Frankly, it's not so terrible to walk away from something you've always loved -- and then go back again.
A little respite sometimes makes the return that much sweeter.


----------



## Granate (Jun 25, 2016)

> What's your elevator answer?


Hmmm. You know what? Four years ago I would have wondered why people liked opera. I thought they were the precendent of those greedy works called "musicals" where actors just made exposition instead of acting. Our problem is that today we *demand* works to be plausible, like they have to resemble real life no matter if we watch Spotlight or Spiderman. *I had to smash that wall* to discover a world of orchestral, vocal and sometimes theatrical enlightement. It's an endless world to discover, live or in discography. Also, a tough path because we need "spoilers" to enjoy an opera. If you don't ever try opera, please, tell me something enlightening that fills your life with curiosity. I would like to be a geek of motorbikes but I haven't even got drive license yet. So, what makes your life complete, instead?


----------



## SixFootScowl (Oct 17, 2011)

Adam Hegg said:


> I am wondering if this is something typical of us operaheads. Are we searchers? Do we tend to find things and drill down to learn as much as we can about them and immerse ourselves in them?


I love drilling down into a particular work. Right not it is Puccini's La Fanciulla del West. I discovered it a couple months ago and now I have 3 CD sets and all 9 DVDs (7.5 watched already). Then I will move on to another but I always come back to them. My first drill down was Beethoven's Fidelio. There have been many others.

As for your listening at home, try a single earbud (there are some that combine the channels) to wear while working around the house, shopping, etc. That is what most of my listening is and then I try to do some opera on video in the late evening.


----------



## Adam Hegg (Mar 23, 2016)

As a former lurker on this board I knew of your drill-downs and have been envious 

I am a one-ear bud kind of guy. Though that is usually a book or podcast informing me of things to enrich my listening. That being said I spent most of today with a couple performances in my ear and enjoyed it but really couldn't wait until i could sit down with my proper headphones and bliss out.

I am a terribly anxious person and have a frustrating relationship with video. I love it in theory but can never make myself sit and watch as I do when I am in fact at the Opera House (MN Opera is my local company). That being said I am eternally grateful that so many recordings exist for me to watch and listen. 

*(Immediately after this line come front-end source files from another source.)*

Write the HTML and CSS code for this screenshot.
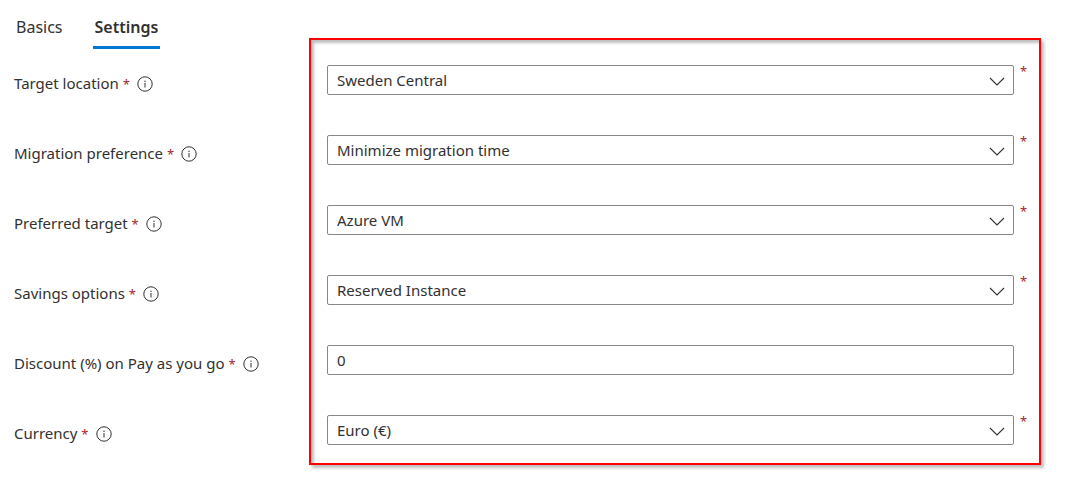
FILE: index.html
```html
<!DOCTYPE html>
<html lang="en">
<head>
<meta charset="utf-8">
<meta name="viewport" content="width=device-width, initial-scale=1">
<title>Settings</title>
<link rel="stylesheet" href="styles.css">
</head>
<body>
<svg class="symbols" aria-hidden="true">
  <symbol id="info" viewBox="0 0 16 16">
    <circle cx="8" cy="8" r="7.2" fill="none" stroke="currentColor" stroke-width="1"/>
    <path d="M8 7v4.5" fill="none" stroke="currentColor" stroke-width="1"/>
    <circle cx="8" cy="5.2" r=".7" fill="currentColor"/>
  </symbol>
  <symbol id="chevron" viewBox="0 0 16 10">
    <path d="M1 1l7 7 7-7" fill="none" stroke="currentColor" stroke-width="1.1"/>
  </symbol>
</svg>
<nav class="tabs" role="tablist">
  <button class="tab" type="button" role="tab" aria-selected="false">Basics</button>
  <button class="tab tab-active" type="button" role="tab" aria-selected="true">Settings</button>
</nav>
<form class="settings">
  <div class="row">
    <div class="caption"><label for="location">Target location <span class="required">*</span></label><svg class="info"><use href="#info"/></svg></div>
    <div class="control"><select class="field" id="location"><option>Sweden Central</option></select><svg class="chevron"><use href="#chevron"/></svg></div>
    <span class="required">*</span>
  </div>
  <div class="row">
    <div class="caption"><label for="preference">Migration preference <span class="required">*</span></label><svg class="info"><use href="#info"/></svg></div>
    <div class="control"><select class="field" id="preference"><option>Minimize migration time</option></select><svg class="chevron"><use href="#chevron"/></svg></div>
    <span class="required">*</span>
  </div>
  <div class="row">
    <div class="caption"><label for="target">Preferred target <span class="required">*</span></label><svg class="info"><use href="#info"/></svg></div>
    <div class="control"><select class="field" id="target"><option>Azure VM</option></select><svg class="chevron"><use href="#chevron"/></svg></div>
    <span class="required">*</span>
  </div>
  <div class="row">
    <div class="caption"><label for="savings">Savings options <span class="required">*</span></label><svg class="info"><use href="#info"/></svg></div>
    <div class="control"><select class="field" id="savings"><option>Reserved Instance</option></select><svg class="chevron"><use href="#chevron"/></svg></div>
    <span class="required">*</span>
  </div>
  <div class="row">
    <div class="caption"><label for="discount">Discount (%) on Pay as you go <span class="required">*</span></label><svg class="info"><use href="#info"/></svg></div>
    <div class="control"><input class="field" id="discount" type="text" value="0"></div>
  </div>
  <div class="row">
    <div class="caption"><label for="currency">Currency <span class="required">*</span></label><svg class="info"><use href="#info"/></svg></div>
    <div class="control"><select class="field" id="currency"><option>Euro (€)</option></select><svg class="chevron"><use href="#chevron"/></svg></div>
    <span class="required">*</span>
  </div>
  <div class="highlight"></div>
</form>
</body>
</html>
```

FILE: styles.css
```css
* {
  box-sizing: border-box;
}

body {
  margin: 0;
  padding-bottom: 24px;
  background: #fff;
  color: #323130;
  font: 15px/20px "Segoe UI", "Noto Sans", sans-serif;
}

.symbols {
  display: none;
}

.tabs {
  display: flex;
  gap: 28px;
  padding: 8px 14px 0;
}

.tab {
  height: 41px;
  padding: 0 2px;
  border: 0;
  border-bottom: 3px solid transparent;
  background: none;
  color: inherit;
  font: 16px/24px "Segoe UI", "Noto Sans", sans-serif;
}

.tab-active {
  border-bottom-color: #0078d4;
  font-weight: 600;
}

.settings {
  position: relative;
  display: grid;
  gap: 40px;
  padding: 16px 38px 20px 14px;
}

.row {
  display: grid;
  grid-template-columns: 313px 1fr 13px;
}

.caption {
  display: flex;
  align-items: flex-end;
  gap: 7px;
  padding-bottom: 2px;
}

.required {
  color: #a4262c;
  font-size: 13px;
  line-height: 1;
}

.row > .required {
  padding-left: 6px;
}

.info {
  width: 16px;
  height: 16px;
  margin-bottom: 1px;
}

.control {
  display: grid;
  align-items: center;
}

.control > * {
  grid-area: 1 / 1;
}

.field {
  width: 100%;
  height: 30px;
  padding: 0 9px;
  border: 1px solid #8a8886;
  border-radius: 2px;
  appearance: none;
  background: #fff;
  color: inherit;
  font: inherit;
}

.chevron {
  justify-self: end;
  width: 16px;
  height: 10px;
  margin: 3px 9px 0 0;
  pointer-events: none;
}

.highlight {
  position: absolute;
  inset: -11px 24px 0 309px;
  border: 2px solid #f00;
  box-shadow: 3px 3px 3px rgba(0, 0, 0, .25), inset 3px 3px 3px rgba(0, 0, 0, .25);
  pointer-events: none;
}
```
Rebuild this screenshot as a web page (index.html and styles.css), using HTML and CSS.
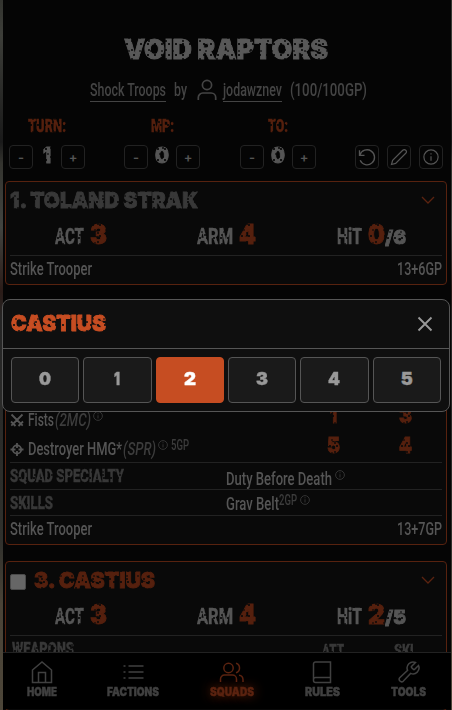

I am trying to find my "drill down" Project. So many candidates! This weekend I have listened to Verdi's Macbeth and Rigoletto, Bizet's Carmen and the first act of the Solti Rhinegoldt. I have done 'first listens' to perhaps 50 of the 200 on the list here and have never pulled my headphones off in boredom or frustration. I'm excited to keep surveying and then digging into first a composer then a particular work. 

your encouragement helps spur me on!


----------